Rather nice Masters thesis, about 140 pages :)
And for the funny trivia people out there, Timo Aila used to be know years ago as "Tsunami" of Virtual Dreams / Fairlight. He was one the most famous Amiga democoders, that is.
 
MfA said:
At 400 MHz they'd be a bit shy of 200 MPolygons/s (more like 180, at least if the clock to spec ratio is the same as for their previous chips) still would give them only ~60% of the power of the 9700 as far as vertex shader processing goes ...

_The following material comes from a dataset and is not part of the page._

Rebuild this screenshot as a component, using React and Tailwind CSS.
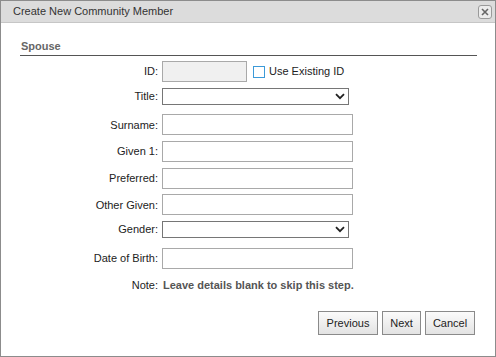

Only 200M Pologons? That does seem like an awfully low pologon count compared to the Radeon 9700. Seems that the nv30 will not be the Radeon 9700 "killer" if these specs are anywhere close to being correct. Looks as though the nv30s performance will be on par with or slightly less then the Radeon 9700 from what I have read here, but this is all speculation on nv30 vapourware. Bah it is definitly a wait and see situation IMHO of course.
 
That all depends. Wasn't the geforce 4 still a better performer when it came to geomoetry throughput compared to the Radeon 8500, even though the Radeon had higher poly performance specs on the box? If this is true, it could be the same case here.
 
Didn't Pixar say that you needed just over 20 gb/s to render toy story in real time? Anyone remember what that quote mentioned?